David Davies looked after his men – he built 1,300 houses for them; the first to have ventilation fans and electric lighting in the Rhondda – but his relationship with them started to change. He could no longer work alongside them, and he couldn’t just leave a wheelbarrow full of money as he once could. In fact, there were strikes, and a controversy grew over ‘sliding scale’ wages. Some saw him as a peacemaker with ‘the best scale out’, but others were not so sure.

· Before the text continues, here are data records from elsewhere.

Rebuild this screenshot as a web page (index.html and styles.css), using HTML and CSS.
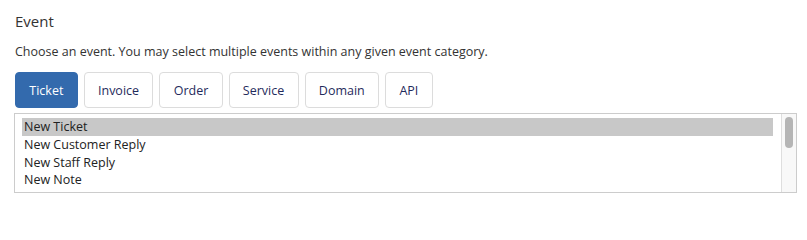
FILE: index.html
```html
<!DOCTYPE html>
<html lang="en">
<head>
<meta charset="utf-8">
<link rel="stylesheet" href="styles.css">
</head>
<body>
<div class="panel">
  <h2 class="title">Event</h2>
  <p class="desc">Choose an event. You may select multiple events within any given event category.</p>
  <div class="tabs">
    <button class="tab active">Ticket</button>
    <button class="tab">Invoice</button>
    <button class="tab">Order</button>
    <button class="tab">Service</button>
    <button class="tab">Domain</button>
    <button class="tab">API</button>
  </div>
  <div class="listbox">
    <div class="options">
      <div class="option selected">New Ticket</div>
      <div class="option">New Customer Reply</div>
      <div class="option">New Staff Reply</div>
      <div class="option">New Note</div>
      <div class="option">Status Change</div>
    </div>
    <div class="scrollbar"><div class="thumb"></div></div>
  </div>
</div>
</body>
</html>
```
FILE: styles.css
```css
html, body {
  margin: 0;
  padding: 0;
  background: #fff;
}
body {
  font-family: "Open Sans", "Liberation Sans", sans-serif;
  color: #333;
}
.panel {
  padding: 10px 10px 0 14px;
}
.title {
  margin: 0 0 0 1px;
  font-size: 15px;
  font-weight: 400;
  line-height: 22px;
  color: #333;
}
.desc {
  margin: 10px 0 0 1px;
  font-size: 12.5px;
  line-height: 20px;
  color: #333;
}
.tabs {
  display: flex;
  gap: 6px;
  margin: 10px 0 0 1px;
}
.tab {
  height: 36px;
  padding: 0 13.3px;
  border: 1px solid #dcdcdc;
  border-radius: 4px;
  background: #fff;
  color: #1f2b5c;
  font-family: "Open Sans", "Liberation Sans", sans-serif;
  font-size: 12.5px;
}
.tab.active {
  background: #336aad;
  border-color: #336aad;
  color: #fff;
}
.listbox {
  display: flex;
  margin-top: 5px;
  height: 80px;
  border: 1px solid #ccc;
  box-sizing: border-box;
  overflow: hidden;
}
.options {
  flex: 1;
  padding: 4px 8px 0 7px;
  overflow: hidden;
}
.option {
  height: 17.7px;
  line-height: 17.7px;
  padding: 0 2px;
  font-size: 12.5px;
  color: #222;
  white-space: nowrap;
}
.option.selected {
  background: #c8c8c8;
  height: 18px;
}
.scrollbar {
  background: #f8f8f8;
  border-left: 1px solid #dedede;
  padding: 3px 3px 0 3px;
  box-sizing: border-box;
  width: 15px;
}
.thumb {
  width: 8px;
  height: 31px;
  border-radius: 4px;
  background: #b5b5b5;
}
```
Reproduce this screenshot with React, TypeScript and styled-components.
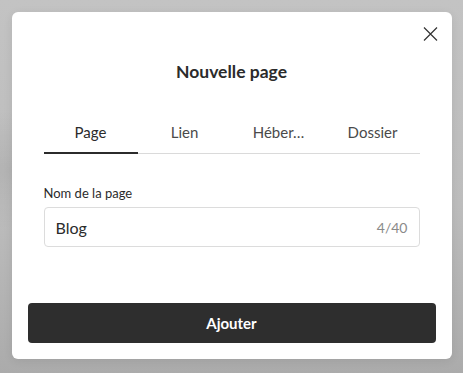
import * as React from 'react';
import styled, { createGlobalStyle } from 'styled-components';

const GlobalStyle = createGlobalStyle`
  html, body {
    margin: 0;
    padding: 0;
  }
  body {
    font-family: Lato, 'Noto Sans', sans-serif;
    color: #2b2b2b;
  }
`;

const Backdrop = styled.div`
  height: 373px;
  box-sizing: border-box;
  padding-top: 12px;
  display: flex;
  align-items: flex-start;
  justify-content: center;
  background:
    radial-gradient(ellipse 90px 60px at 10px 170px, rgba(0, 0, 0, 0.06), transparent),
    linear-gradient(180deg, #c3c3c3 0%, #bdbdbd 55%, #ababab 100%);
`;

const Modal = styled.div`
  position: relative;
  width: 440px;
  height: 347px;
  box-sizing: border-box;
  background: #fff;
  border-radius: 6px;
  display: flex;
  flex-direction: column;
  box-shadow: 0 2px 10px rgba(0, 0, 0, 0.08);
`;

const CloseButton = styled.button`
  position: absolute;
  top: 14px;
  right: 12px;
  width: 18px;
  height: 16px;
  padding: 0;
  border: none;
  background: none;
  display: flex;
  align-items: center;
  justify-content: center;
  cursor: pointer;
`;

const Body = styled.div`
  flex: 1;
  padding: 48px 32px 0;
`;

const Title = styled.h2`
  margin: 0 0 32px;
  font-size: 17.5px;
  line-height: 24px;
  font-weight: 700;
  text-align: center;
  color: #2b2b2b;
`;

const TabList = styled.div`
  display: grid;
  grid-template-columns: repeat(4, 1fr);
  border-bottom: 1px solid #dadada;
`;

const Tab = styled.button<{ $active?: boolean }>`
  margin-bottom: -1px;
  padding: 6px 4px 9px;
  border: none;
  border-bottom: 2.5px solid ${(p) => (p.$active ? '#2b2b2b' : 'transparent')};
  background: none;
  font-family: inherit;
  font-size: 15px;
  line-height: 21px;
  color: ${(p) => (p.$active ? '#2b2b2b' : '#4a4a4a')};
  white-space: nowrap;
  overflow: hidden;
  text-overflow: ellipsis;
  cursor: pointer;
`;

const Field = styled.div`
  margin-top: 30px;
  display: flex;
  flex-direction: column;
  gap: 5px;
`;

const Label = styled.label`
  font-size: 13px;
  line-height: 18px;
  color: #2b2b2b;
`;

const InputBox = styled.div`
  height: 40px;
  box-sizing: border-box;
  display: flex;
  align-items: center;
  padding: 0 11px;
  border: 1px solid #dcdcdc;
  border-radius: 4px;
`;

const Input = styled.input`
  flex: 1;
  min-width: 0;
  border: none;
  outline: none;
  padding: 0;
  font-family: inherit;
  font-size: 16px;
  color: #2b2b2b;
`;

const Counter = styled.span`
  font-size: 14px;
  color: #8a8a8a;
`;

const Footer = styled.div`
  padding: 16px;
`;

const SubmitButton = styled.button`
  width: 100%;
  height: 40px;
  border: none;
  border-radius: 4px;
  background: #2e2e2e;
  color: #fff;
  font-family: inherit;
  font-size: 15px;
  font-weight: 700;
  cursor: pointer;
`;

const tabs = ['Page', 'Lien', 'Hébergement', 'Dossier'];

export default function App() {
  const [active, setActive] = React.useState(0);
  const [name, setName] = React.useState('Blog');

  return (
    <>
      <GlobalStyle />
      <Backdrop>
        <Modal>
          <CloseButton aria-label='Fermer'>
            <svg width='15' height='14' viewBox='0 0 15 14' fill='none'>
              <path d='M1 0.5L14 13.5M14 0.5L1 13.5' stroke='#333' strokeWidth='1.2' />
            </svg>
          </CloseButton>
          <Body>
            <Title>Nouvelle page</Title>
            <TabList>
              {tabs.map((t, i) => (
                <Tab key={t} $active={i === active} onClick={() => setActive(i)}>
                  {t === 'Hébergement' ? 'Héber…' : t}
                </Tab>
              ))}
            </TabList>
            <Field>
              <Label htmlFor='page-name'>Nom de la page</Label>
              <InputBox>
                <Input
                  id='page-name'
                  value={name}
                  maxLength={40}
                  onChange={(e) => setName(e.target.value)}
                />
                <Counter>{`${name.length}/40`}</Counter>
              </InputBox>
            </Field>
          </Body>
          <Footer>
            <SubmitButton>Ajouter</SubmitButton>
          </Footer>
        </Modal>
      </Backdrop>
    </>
  );
}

He then began his biggest achievement. The Bute family had a monopoly on the docks in Cardiff and tightly controlled them, which meant that Davies’ coal sat on the tracks overnight with his men doing nothing. So, David Davies built his own railway and in 1884, he started to build Barry Docks at a cost of £2 million. It was completed in 1889 and quickly became more productive than Cardiff. By 1890, he was producing nearly 2 million tons of coal and was the largest exporter in the South Wales coalfield.
The man of faith
David Davies died that year. The Cambrian News reported, ‘He was remarkable for the way he rang true and clung to his own people, to his own place, to his religious and political faith and to his own ideals, until death found him, after an active life, close to where life found him 71 years before.’ He lived in Llandinam for his entire life, refusing to leave. He gave three reasons why: it was close to the chapel, it was filled with memories of his childhood and there was the train station, from where he could get anywhere.
He deliberately put them in that order, explaining that his life was built on faith first, family second, and work third; his faith drove everything. As Herbert Williams said, ‘An acknowledgement of the depth of David Davies’ religious faith is essential to our understanding of him.’
Davies’ faith took root when he was young, with one writer saying that, ‘Scriptural texts came to David Davies with his mother’s milk.’ Indeed, he gave the first money he ever made to a missionary fund. As a family man, he ensured there was family worship every morning and evening, and as a church member and deacon, he always tried to be home for Sunday; he loved to be in chapel. Daniel Rowland writes that, ‘Frequently while listening intently to the words of the gospel, tears would come to his eyes and run down his cheek.’
He also wanted his workers to get to church, and sometimes that meant building a place of worship, as he did when laying the Tenby line. In the summer, students would come and preach. People were converted, the most famous being John Pugh, who went on to form the Forward Movement, of which David Davies and his descendants were huge supporters.
There are many reasons why Davies has fallen out of favour and been forgotten, but it seems to me that we need to remember him as a man who, as his gravestone testifies, lived out Ecclesiastes 9:10: ‘Whatever thy hand findeth to do, do it with thy might.’